▶ _DATA TO USE_:
____

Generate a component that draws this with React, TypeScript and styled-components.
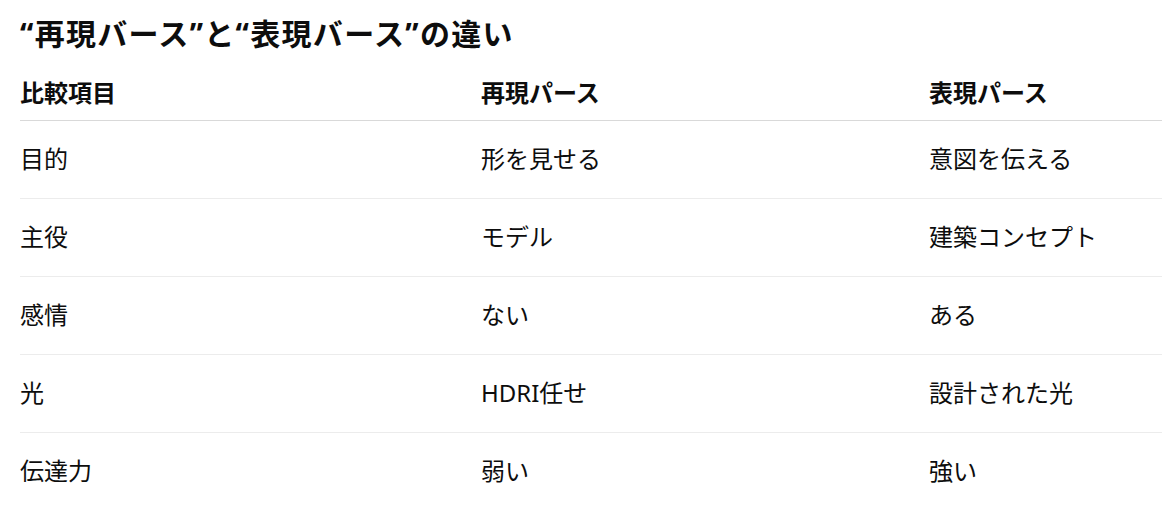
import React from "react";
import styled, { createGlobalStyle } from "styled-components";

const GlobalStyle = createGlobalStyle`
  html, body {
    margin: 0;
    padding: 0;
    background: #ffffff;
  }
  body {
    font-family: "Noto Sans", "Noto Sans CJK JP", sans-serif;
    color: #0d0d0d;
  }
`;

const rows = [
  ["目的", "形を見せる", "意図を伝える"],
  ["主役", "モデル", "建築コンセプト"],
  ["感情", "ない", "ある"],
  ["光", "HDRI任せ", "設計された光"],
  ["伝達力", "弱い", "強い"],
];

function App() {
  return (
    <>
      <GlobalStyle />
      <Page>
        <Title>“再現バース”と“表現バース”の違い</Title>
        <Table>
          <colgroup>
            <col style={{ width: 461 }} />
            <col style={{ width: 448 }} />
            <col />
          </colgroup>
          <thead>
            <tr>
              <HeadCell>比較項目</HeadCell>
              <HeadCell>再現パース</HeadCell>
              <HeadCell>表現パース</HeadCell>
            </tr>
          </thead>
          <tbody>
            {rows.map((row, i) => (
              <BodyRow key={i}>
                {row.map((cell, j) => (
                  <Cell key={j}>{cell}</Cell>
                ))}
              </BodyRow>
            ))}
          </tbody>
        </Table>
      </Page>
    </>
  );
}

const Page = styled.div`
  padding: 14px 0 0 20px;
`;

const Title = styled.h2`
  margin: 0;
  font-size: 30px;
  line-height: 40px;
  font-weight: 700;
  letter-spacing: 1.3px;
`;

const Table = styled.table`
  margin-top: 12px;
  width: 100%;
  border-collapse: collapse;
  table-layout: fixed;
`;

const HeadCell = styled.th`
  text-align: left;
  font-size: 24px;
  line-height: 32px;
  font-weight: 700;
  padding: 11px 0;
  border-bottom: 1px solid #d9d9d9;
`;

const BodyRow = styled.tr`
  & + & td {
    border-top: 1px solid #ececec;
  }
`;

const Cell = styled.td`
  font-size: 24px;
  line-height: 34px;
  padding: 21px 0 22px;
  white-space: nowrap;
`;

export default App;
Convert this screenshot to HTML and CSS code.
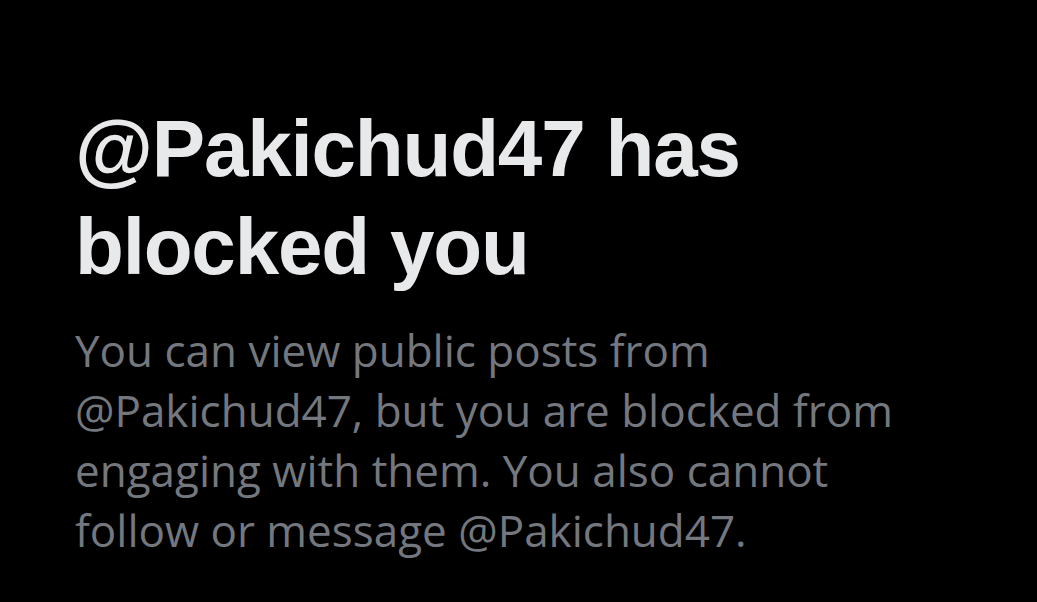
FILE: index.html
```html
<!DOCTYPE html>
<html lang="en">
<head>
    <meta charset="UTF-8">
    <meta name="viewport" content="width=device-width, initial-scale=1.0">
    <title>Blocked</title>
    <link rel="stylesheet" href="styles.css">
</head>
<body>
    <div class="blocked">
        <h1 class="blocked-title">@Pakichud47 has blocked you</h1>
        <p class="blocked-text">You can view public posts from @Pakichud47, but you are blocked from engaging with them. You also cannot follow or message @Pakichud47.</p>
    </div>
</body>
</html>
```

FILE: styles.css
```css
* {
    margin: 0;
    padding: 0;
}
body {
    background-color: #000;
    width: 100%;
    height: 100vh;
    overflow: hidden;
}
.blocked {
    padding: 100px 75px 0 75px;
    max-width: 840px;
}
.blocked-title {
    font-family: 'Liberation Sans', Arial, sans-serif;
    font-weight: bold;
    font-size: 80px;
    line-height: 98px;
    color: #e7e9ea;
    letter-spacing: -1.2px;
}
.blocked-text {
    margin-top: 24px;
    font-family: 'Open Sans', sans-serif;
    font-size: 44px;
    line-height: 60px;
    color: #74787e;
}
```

____

▶ _THE TASK_:
Leave out all images, then reproduce the entries above exactly.

▶ _RESULT BELOW_:
Generate a component that draws this with React, TypeScript and styled-components.
import React from "react";
import styled, { createGlobalStyle } from "styled-components";

const GlobalStyle = createGlobalStyle`
  html, body {
    margin: 0;
    padding: 0;
    background: #ffffff;
  }
  body {
    font-family: "Noto Sans", "Noto Sans CJK JP", sans-serif;
    color: #0d0d0d;
  }
`;

const rows = [
  ["目的", "形を見せる", "意図を伝える"],
  ["主役", "モデル", "建築コンセプト"],
  ["感情", "ない", "ある"],
  ["光", "HDRI任せ", "設計された光"],
  ["伝達力", "弱い", "強い"],
];

function App() {
  return (
    <>
      <GlobalStyle />
      <Page>
        <Title>“再現バース”と“表現バース”の違い</Title>
        <Table>
          <colgroup>
            <col style={{ width: 461 }} />
            <col style={{ width: 448 }} />
            <col />
          </colgroup>
          <thead>
            <tr>
              <HeadCell>比較項目</HeadCell>
              <HeadCell>再現パース</HeadCell>
              <HeadCell>表現パース</HeadCell>
            </tr>
          </thead>
          <tbody>
            {rows.map((row, i) => (
              <BodyRow key={i}>
                {row.map((cell, j) => (
                  <Cell key={j}>{cell}</Cell>
                ))}
              </BodyRow>
            ))}
          </tbody>
        </Table>
      </Page>
    </>
  );
}

const Page = styled.div`
  padding: 14px 0 0 20px;
`;

const Title = styled.h2`
  margin: 0;
  font-size: 30px;
  line-height: 40px;
  font-weight: 700;
  letter-spacing: 1.3px;
`;

const Table = styled.table`
  margin-top: 12px;
  width: 100%;
  border-collapse: collapse;
  table-layout: fixed;
`;

const HeadCell = styled.th`
  text-align: left;
  font-size: 24px;
  line-height: 32px;
  font-weight: 700;
  padding: 11px 0;
  border-bottom: 1px solid #d9d9d9;
`;

const BodyRow = styled.tr`
  & + & td {
    border-top: 1px solid #ececec;
  }
`;

const Cell = styled.td`
  font-size: 24px;
  line-height: 34px;
  padding: 21px 0 22px;
  white-space: nowrap;
`;

export default App;
Convert this screenshot to HTML and CSS code.
FILE: index.html
```html
<!DOCTYPE html>
<html lang="en">
<head>
    <meta charset="UTF-8">
    <meta name="viewport" content="width=device-width, initial-scale=1.0">
    <title>Blocked</title>
    <link rel="stylesheet" href="styles.css">
</head>
<body>
    <div class="blocked">
        <h1 class="blocked-title">@Pakichud47 has blocked you</h1>
        <p class="blocked-text">You can view public posts from @Pakichud47, but you are blocked from engaging with them. You also cannot follow or message @Pakichud47.</p>
    </div>
</body>
</html>
```

FILE: styles.css
```css
* {
    margin: 0;
    padding: 0;
}
body {
    background-color: #000;
    width: 100%;
    height: 100vh;
    overflow: hidden;
}
.blocked {
    padding: 100px 75px 0 75px;
    max-width: 840px;
}
.blocked-title {
    font-family: 'Liberation Sans', Arial, sans-serif;
    font-weight: bold;
    font-size: 80px;
    line-height: 98px;
    color: #e7e9ea;
    letter-spacing: -1.2px;
}
.blocked-text {
    margin-top: 24px;
    font-family: 'Open Sans', sans-serif;
    font-size: 44px;
    line-height: 60px;
    color: #74787e;
}
```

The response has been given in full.